Dalam aspek budaya, di sana ada Tayuban, wayang kulit, wayang orang dan jenis kesenian lainnya. Juga pecel Jawa tetap menjadi makanan favorit. Malah juga disenangi warga non Jawa.
Mereka juga mempertahankan bahasa Jawa sebagai alat komunikasi. Belakangan kadang tersisipi bahasa Belanda dan Spanyol menjadi bahasa gaul.
Untuk itu mereka mendirikan Veregening Herde king Javanese Immigrate (VHJI) untuk merawat adat istiadat tanah leluhur. Mereka juga tak pernah lupa kampung halaman di Jawa.

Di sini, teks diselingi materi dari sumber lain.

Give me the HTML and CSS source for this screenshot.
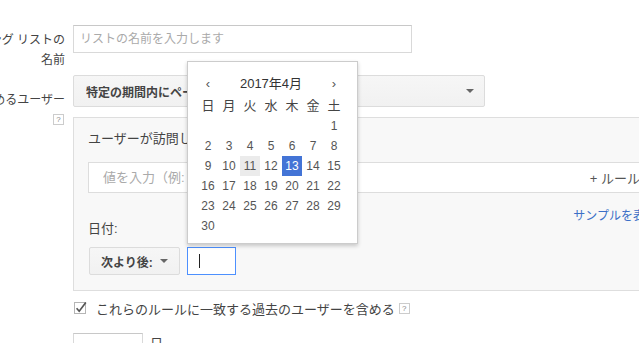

Ada adagium mulih ning Djowo, yaitu gerakan ingin pulang ke tanah leluhur di Jawa. Untuk urusan itu dibentuk Yayasan Tanah Air dipimpin Wagno Kersodiredjo dan Salikin Hardjo.
Hubungan dengan kerabat di Jawa dilakukan lewat telepon. Di zaman digital digunakan washapp, e-mail dan lain lain.

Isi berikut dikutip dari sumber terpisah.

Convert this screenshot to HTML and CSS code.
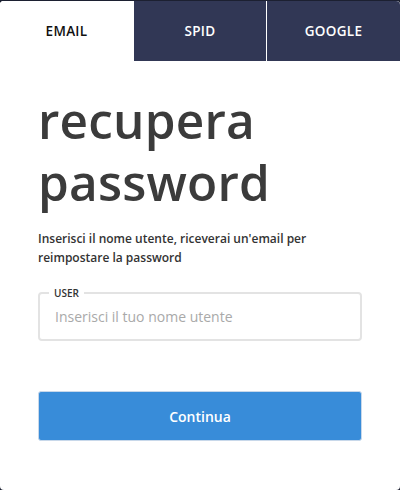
FILE: index.html
```html
<!DOCTYPE html>
<html lang="it">
<head>
<meta charset="utf-8">
<link rel="stylesheet" href="styles.css">
</head>
<body>
<div class="card">
  <nav class="tabs">
    <div class="tab active">EMAIL</div>
    <div class="tab">SPID</div>
    <div class="tab">GOOGLE</div>
  </nav>
  <main class="content">
    <h1 class="title">recupera<br>password</h1>
    <p class="desc">Inserisci il nome utente, riceverai un'email per reimpostare la password</p>
    <fieldset class="field">
      <legend class="field-label">USER</legend>
      <input class="field-input" type="text" placeholder="Inserisci il tuo nome utente">
    </fieldset>
    <button class="btn">Continua</button>
  </main>
</div>
</body>
</html>
```

FILE: styles.css
```css
* { box-sizing: border-box; }
html, body { margin: 0; padding: 0; }
body {
  background: #1c2031;
  width: 400px;
  height: 490px;
  padding-top: 1px;
  font-family: "Open Sans", "Noto Sans", sans-serif;
}
.card {
  background: #fff;
  height: 489px;
  border-radius: 4px;
  overflow: hidden;
}
.tabs {
  display: flex;
  height: 60px;
  gap: 1px;
  background: #fff;
}
.tab {
  flex: 0 0 auto;
  display: flex;
  align-items: center;
  justify-content: center;
  background: #313755;
  color: #fff;
  font-size: 13.5px;
  font-weight: 600;
  letter-spacing: 0.3px;
}
.tab:nth-child(1) { width: 133px; }
.tab:nth-child(2) { width: 132px; }
.tab:nth-child(3) { flex: 1; }
.tab.active { background: #fff; color: #111; }
.content {
  padding: 28px 38px 0 38px;
}
.title {
  margin: 0;
  font-size: 49.5px;
  font-weight: 600;
  line-height: 62px;
  color: #3b3b3b;
  letter-spacing: 0.2px;
}
.desc {
  margin: 16px 0 0 0;
  font-size: 12px;
  font-weight: 600;
  line-height: 19px;
  color: #333;
}
.field {
  margin: 20px 0 0 0;
  padding: 0 15px 0 15px;
  height: 54px;
  border: 2px solid #e3e3e3;
  border-radius: 4px;
}
.field-label {
  padding: 0 5px;
  margin-left: -6px;
  font-size: 10px;
  font-weight: 600;
  color: #333;
  line-height: 12px;
}
.field-input {
  display: block;
  width: 100%;
  border: 0;
  outline: 0;
  padding: 0;
  margin-top: 8px;
  font-family: inherit;
  font-size: 14px;
  color: #333;
  background: transparent;
}
.field-input::placeholder { color: #a9a9a9; }
.btn {
  display: block;
  width: 100%;
  margin-top: 50px;
  height: 50px;
  border: 1px solid #c8d8ea;
  border-radius: 3px;
  background: #388cd9;
  color: #fff;
  font-family: inherit;
  font-size: 14px;
  font-weight: 600;
}
```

Bagi yang mampu, kadang-kadang langsung pulang ke kampung halaman.
Mantan Menteri Dalam Negeri Soewarto Mustadja ketika hadir dalam sebuah diskusi di Jakarta tahun 2018, berkata dalam bahasa Jawa, “Awake dhewek mbendino mimpi mulih ning Djowo”.
Pasca kemerdekaan Suriname tahun 1975 banyak warga keturunan Jawa yang terjun ke dunia politik. Ada beberapa partai politik yang lahir. Ada partai Pendawa Lima dipimpin Raymond Sakoen, Percaya Luhur, Kaoem Tani Persatoean Indonesia KTPI dipimpin Iding Soemita, Partai Bangsa Indonesia Suriname, PBIS dipimpin Salikin Hardjo. Mereka adalah keturunan Jawa generasi ke tiga.

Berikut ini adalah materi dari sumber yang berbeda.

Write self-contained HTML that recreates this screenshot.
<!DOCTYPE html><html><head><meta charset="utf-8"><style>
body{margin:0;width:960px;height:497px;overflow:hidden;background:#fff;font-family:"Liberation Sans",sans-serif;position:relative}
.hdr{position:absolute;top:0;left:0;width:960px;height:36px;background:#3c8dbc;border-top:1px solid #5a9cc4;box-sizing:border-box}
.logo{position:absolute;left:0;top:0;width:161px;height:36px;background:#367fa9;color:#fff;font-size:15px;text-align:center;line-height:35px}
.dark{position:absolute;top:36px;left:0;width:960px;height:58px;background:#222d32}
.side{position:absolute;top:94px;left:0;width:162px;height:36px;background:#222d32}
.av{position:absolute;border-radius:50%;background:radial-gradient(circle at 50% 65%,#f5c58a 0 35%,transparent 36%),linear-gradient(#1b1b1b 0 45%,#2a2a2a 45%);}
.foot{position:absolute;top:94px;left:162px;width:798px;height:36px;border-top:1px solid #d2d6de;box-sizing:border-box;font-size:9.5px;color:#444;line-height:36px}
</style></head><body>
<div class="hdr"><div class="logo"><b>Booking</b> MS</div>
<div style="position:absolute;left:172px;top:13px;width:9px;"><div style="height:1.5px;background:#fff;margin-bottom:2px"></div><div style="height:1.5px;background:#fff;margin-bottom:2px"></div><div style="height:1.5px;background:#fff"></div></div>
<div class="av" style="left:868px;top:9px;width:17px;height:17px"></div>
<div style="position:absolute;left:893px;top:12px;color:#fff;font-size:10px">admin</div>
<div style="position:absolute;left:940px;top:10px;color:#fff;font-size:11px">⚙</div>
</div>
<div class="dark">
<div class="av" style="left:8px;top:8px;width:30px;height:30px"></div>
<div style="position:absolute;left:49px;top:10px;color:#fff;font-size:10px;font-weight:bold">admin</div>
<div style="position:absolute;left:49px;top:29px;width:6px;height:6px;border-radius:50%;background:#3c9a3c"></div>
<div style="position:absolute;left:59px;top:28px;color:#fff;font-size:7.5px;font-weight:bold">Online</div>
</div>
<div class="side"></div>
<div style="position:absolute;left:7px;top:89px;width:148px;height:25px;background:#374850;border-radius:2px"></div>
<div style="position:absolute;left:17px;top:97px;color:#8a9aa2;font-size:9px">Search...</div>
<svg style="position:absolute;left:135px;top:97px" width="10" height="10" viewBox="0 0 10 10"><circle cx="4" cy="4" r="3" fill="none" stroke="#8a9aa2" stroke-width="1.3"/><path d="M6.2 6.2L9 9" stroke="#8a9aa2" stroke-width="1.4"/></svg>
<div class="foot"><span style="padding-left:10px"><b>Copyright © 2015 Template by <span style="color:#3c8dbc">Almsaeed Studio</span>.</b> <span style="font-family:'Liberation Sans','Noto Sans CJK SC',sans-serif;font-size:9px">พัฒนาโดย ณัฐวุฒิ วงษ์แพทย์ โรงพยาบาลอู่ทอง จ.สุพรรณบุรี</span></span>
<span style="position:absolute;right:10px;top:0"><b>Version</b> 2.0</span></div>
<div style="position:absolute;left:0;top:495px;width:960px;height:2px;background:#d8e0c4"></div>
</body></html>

Pasca kemerdekaan setidaknya ada 5 orang tokoh politik etnis Jawa yang berhasil menduduki jabatan menteri. Antara lain Hendrik Sestrowidjojo, sebagai Menteri Pertanian Peternakan dan Perikanan, Gin Marto Kertoseno Mentri Pembangunan Infrastruktur dan Pengolahan Tanah, Soewarto Mustadja Menteri Dalam Negeri dan Iswanto Adna Menpora.
Selain itu ada 30 orang menjadi anggota DPR. Bahkan tahun 2016 ketua partai Pendawa Lima, Raymond Sakoen, mencalonkan diri dalam pemilihan presiden, meski kalah oleh tokoh politisi etnis Creole.